Incident to his four-year term of probation, the court ordered the defendant to either pay restitution within 3 1/2 years, or serve *1032 the last six months of his probationary term in the Will County jail.

Section 5-5-6 of the Unified Code of Corrections (Ill. Rev. Stat. 1985, ch. 38, par. 1005-5-6) provides that after determining that restitution is appropriate, the court shall order the restitution paid within a fixed time period. If the defendant, despite his financial ability to do so, wilfully refuses to pay the restitution, the court may either modify or revoke the defendant's sentence of probation or it may allow the defendant two additional years to pay. (Ill. Rev. Stat. 1985, ch. 38, par. 1005-5-6.) To revoke or modify terms of the defendant's probation, a hearing is required. Ill. Rev. Stat. 1985, ch. 38, par. 1005-6-4.

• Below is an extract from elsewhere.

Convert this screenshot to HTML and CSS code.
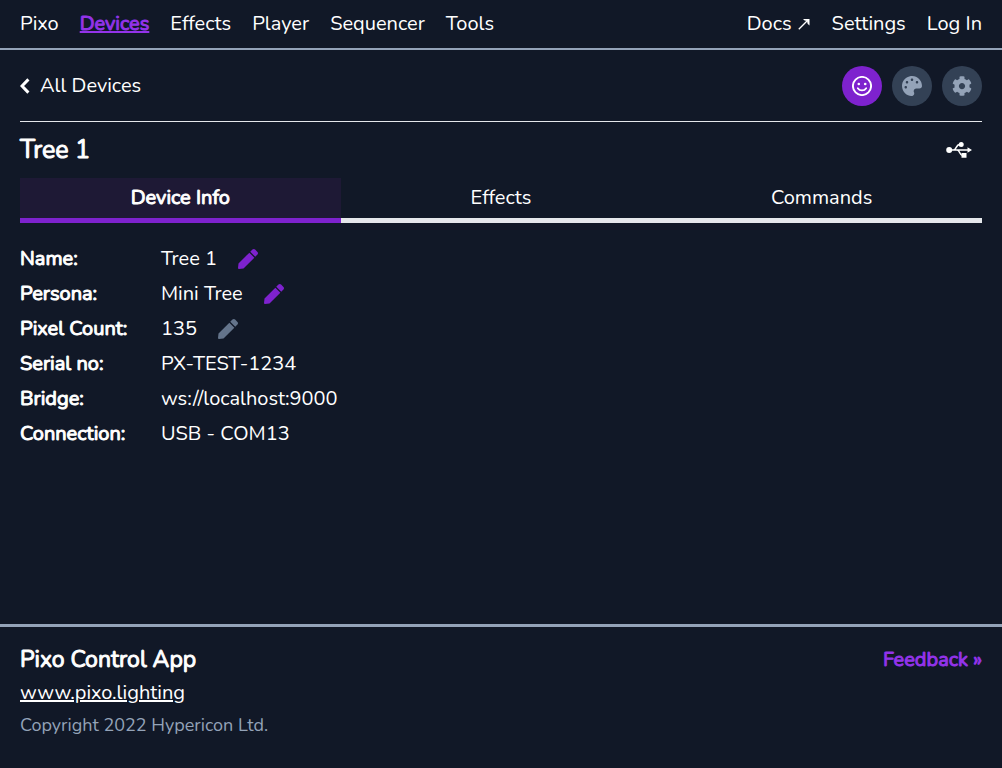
FILE: index.html
```html
<!DOCTYPE html>
<html lang="en">
<head>
<meta charset="utf-8">
<meta name="viewport" content="width=device-width, initial-scale=1">
<title>Pixo Control App</title>
<link rel="stylesheet" href="styles.css">
</head>
<body>
<header class="site-header">
  <nav class="nav" aria-label="Main">
    <a href="#">Pixo</a>
    <a href="#" class="current" aria-current="page">Devices</a>
    <a href="#">Effects</a>
    <a href="#">Player</a>
    <a href="#">Sequencer</a>
    <a href="#">Tools</a>
  </nav>
  <nav class="nav" aria-label="Account">
    <a href="#" class="docs">Docs <svg class="external" viewBox="0 0 12 12" aria-hidden="true"><path d="M.8 11.200 9 3" fill="none" stroke="currentColor" stroke-width="1.300"/><path d="M5 1h6.500v6.500L9.600 5.800 9 3 6.600 2.400z"/></svg></a>
    <a href="#">Settings</a>
    <a href="#">Log In</a>
  </nav>
</header>
<main class="main">
  <div class="toolbar">
    <a href="#" class="back"><svg class="chevron" viewBox="0 0 10 16" aria-hidden="true"><path d="M8.400 1.400 2 8l6.400 6.600" fill="none" stroke="currentColor" stroke-width="3"/></svg>All Devices</a>
    <div class="actions">
      <button class="round active" aria-label="Simple view"><svg viewBox="0 0 20 20" aria-hidden="true"><circle cx="10" cy="10" r="9.100" fill="none" stroke="currentColor" stroke-width="1.900"/><circle cx="6.800" cy="8" r="1.300"/><circle cx="13.200" cy="8" r="1.300"/><path d="M5.800 12.200c2 3 6.400 3 8.400 0" fill="none" stroke="currentColor" stroke-width="1.800" stroke-linecap="round"/></svg></button>
      <button class="round" aria-label="Palette"><svg viewBox="0 0 512 512" aria-hidden="true"><path d="M204.300 5C104.900 24.400 24.800 104.300 5.200 203.400c-37 187 131.700 326.400 258.800 306.700 41.200-6.400 61.400-54.600 42.500-91.700-23.100-45.400 9.900-98.400 60.900-98.400h79.700c35.800 0 64.800-29.600 64.900-65.300C511.500 97.100 368.100-26.900 204.300 5zM96 320c-17.700 0-32-14.300-32-32s14.300-32 32-32 32 14.300 32 32-14.300 32-32 32zm32-128c-17.700 0-32-14.300-32-32s14.300-32 32-32 32 14.300 32 32-14.300 32-32 32zm128-64c-17.700 0-32-14.300-32-32s14.300-32 32-32 32 14.300 32 32-14.300 32-32 32zm128 64c-17.700 0-32-14.300-32-32s14.300-32 32-32 32 14.300 32 32-14.300 32-32 32z"/></svg></button>
      <button class="round" aria-label="Device settings"><svg viewBox="0 0 512 512" aria-hidden="true"><path d="M487.400 315.700l-42.600-24.600c4.300-23.200 4.300-47 0-70.200l42.600-24.600c4.900-2.800 7.100-8.600 5.500-14-11.100-35.600-30-67.800-54.700-94.600-3.800-4.100-10-5.100-14.800-2.300L380.800 110c-17.900-15.400-38.500-27.300-60.800-35.100V25.800c0-5.600-3.900-10.500-9.400-11.700-36.700-8.200-74.300-7.800-109.200 0-5.500 1.200-9.400 6.100-9.400 11.700V75c-22.200 7.900-42.800 19.800-60.800 35.100L88.700 85.500c-4.900-2.800-11-1.900-14.800 2.300-24.700 26.700-43.600 58.900-54.700 94.600-1.700 5.400.6 11.200 5.500 14L67.300 221c-4.300 23.200-4.300 47 0 70.200l-42.600 24.600c-4.900 2.800-7.100 8.600-5.500 14 11.100 35.600 30 67.800 54.700 94.600 3.800 4.100 10 5.100 14.800 2.300l42.600-24.600c17.900 15.400 38.500 27.300 60.800 35.100v49.200c0 5.600 3.900 10.500 9.400 11.700 36.700 8.200 74.300 7.800 109.200 0 5.500-1.200 9.400-6.100 9.400-11.700v-49.200c22.200-7.900 42.800-19.800 60.800-35.100l42.600 24.600c4.900 2.800 11 1.900 14.800-2.300 24.700-26.700 43.600-58.900 54.700-94.600 1.500-5.500-.7-11.300-5.600-14.100zM256 336c-44.100 0-80-35.900-80-80s35.900-80 80-80 80 35.900 80 80-35.900 80-80 80z"/></svg></button>
    </div>
  </div>
  <div class="title-row">
    <h1 class="title">Tree 1</h1>
    <svg class="usb" viewBox="0 0 26 18" role="img" aria-label="USB"><circle cx="3.200" cy="9" r="3"/><circle cx="15.200" cy="3.400" r="2.500"/><path d="M15.500 12h5v4.800h-5zM21.500 6.200 26 9l-4.500 2.800z"/><path d="M3 9h19M7.500 9c3 0 2.500-5.600 6-5.600h1.500M11 9c3 0 2.500 5.600 5.500 5.600" fill="none" stroke="currentColor" stroke-width="1.500"/></svg>
  </div>
  <div class="tabs" role="tablist">
    <button class="tab selected" role="tab" aria-selected="true">Device Info</button>
    <button class="tab" role="tab" aria-selected="false">Effects</button>
    <button class="tab" role="tab" aria-selected="false">Commands</button>
  </div>
  <svg class="symbols" aria-hidden="true"><symbol id="pen" viewBox="0 0 512 512"><path d="M290.740 93.240l128.020 128.020-277.990 277.990-114.140 12.600C11.350 513.540-1.560 500.620.14 485.340l12.700-114.220 277.900-277.880zm207.200-19.060l-60.110-60.110c-18.750-18.750-49.160-18.750-67.910 0l-56.550 56.550 128.020 128.020 56.550-56.550c18.750-18.760 18.750-49.160 0-67.910z"/></symbol></svg>
  <dl class="info">
    <dt>Name:</dt><dd>Tree 1 <button class="edit" aria-label="Edit name"><svg><use href="#pen"/></svg></button></dd>
    <dt>Persona:</dt><dd>Mini Tree <button class="edit" aria-label="Edit persona"><svg><use href="#pen"/></svg></button></dd>
    <dt>Pixel Count:</dt><dd>135 <button class="edit" aria-label="Edit pixel count" disabled><svg><use href="#pen"/></svg></button></dd>
    <dt>Serial no:</dt><dd>PX-TEST-1234</dd>
    <dt>Bridge:</dt><dd>ws://localhost:9000</dd>
    <dt>Connection:</dt><dd>USB - COM13</dd>
  </dl>
</main>
<footer class="footer">
  <div class="about">
    <h2 class="app-name">Pixo Control App</h2>
    <a href="#" class="site-link">www.pixo.lighting</a>
    <p class="copyright">Copyright 2022 Hypericon Ltd.</p>
  </div>
  <a href="#" class="feedback">Feedback »</a>
</footer>
</body>
</html>
```
FILE: styles.css
```css
* { box-sizing: border-box; }
body {
  margin: 0;
  min-height: 100vh;
  display: flex;
  flex-direction: column;
  background: #111827;
  color: #fff;
  font: 20px/30px Nunito, "Open Sans", sans-serif;
}
a { color: inherit; text-decoration: none; }
button { font: inherit; color: inherit; border: 0; padding: 0; background: none; cursor: pointer; }
svg { fill: currentColor; }
h1, h2, p, dl, dd { margin: 0; }
.nav .current, .title, .tab.selected, .info dt, .app-name, .feedback {
  font-weight: 400;
  -webkit-text-stroke: 1px currentColor;
}
.site-header {
  display: flex;
  justify-content: space-between;
  padding: 9px 20px;
  border-bottom: 2px solid #94a3b8;
}
.nav { display: flex; gap: 21px; }
.nav .current { color: #9333ea; text-decoration: underline; }
.docs { display: flex; align-items: center; gap: 6px; padding-right: 1px; }
.external { width: 12px; height: 12px; }
.main { flex: 1; padding: 0 20px; }
.toolbar {
  display: flex;
  justify-content: space-between;
  align-items: center;
  padding: 16px 0 15px;
  border-bottom: 1px solid #e5e7eb;
}
.back { display: flex; align-items: center; gap: 10px; }
.chevron { width: 10px; height: 16px; }
.actions { display: flex; gap: 10px; }
.round {
  display: grid;
  place-items: center;
  width: 40px;
  height: 40px;
  border-radius: 50%;
  background: #334155;
  color: #94a3b8;
}
.round svg { width: 20px; height: 20px; }
.round.active { background: #7e22ce; color: #fff; }
.title-row { display: flex; justify-content: space-between; align-items: center; padding: 10px 10px 10px 0; }
.title { font-size: 25px; line-height: 36px; }
.usb { width: 26px; height: 18px; }
.tabs { display: grid; grid-template-columns: repeat(3, 1fr); }
.tab { padding: 5px 0; border-bottom: 5px solid #e5e7eb; }
.tab.selected { background: #1e1935; border-color: #7e22ce; }
.symbols { display: none; }
.info { display: grid; grid-template-columns: 141px 1fr; grid-auto-rows: 35px; align-items: center; padding-top: 18px; }
.info dd { display: flex; align-items: center; gap: 21px; }
.edit { display: flex; color: #7e22ce; }
.edit:disabled { color: #64748b; }
.edit svg { width: 20px; height: 20px; }
.footer {
  display: flex;
  justify-content: space-between;
  align-items: flex-start;
  padding: 18px 20px 28px;
  border-top: 3px solid #94a3b8;
}
.app-name { font-size: 23px; line-height: 30px; }
.site-link { display: block; line-height: 35px; text-decoration: underline; }
.copyright { font-size: 18px; color: #94a3b8; }
.feedback { color: #9333ea; }
```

Instead of merely attempting to insure that the defendant complied with his probationary terms, the court predetermined the defendant's fate in the event he failed to comply with the financial obligations the court had imposed. In anticipating a wilful violation, the court erred in ordering the defendant imprisoned if he fails to pay restitution within the fixed time period. Any wilful violation of the defendant's restitution order can best be handled by a petition to revoke probation. (People v. Cottrell (1986), 141 Ill. App.3d 364.) Therefore, we vacate that portion of the defendant's sentence which imposed six months of imprisonment if the defendant fails to satisfy his financial obligations within 42 months.

Accordingly, the judgment of the circuit court of Will County is affirmed in part and vacated in part.

Affirmed in part and vacated in part.

SCOTT, P.J., and WOMBACHER, J., concur.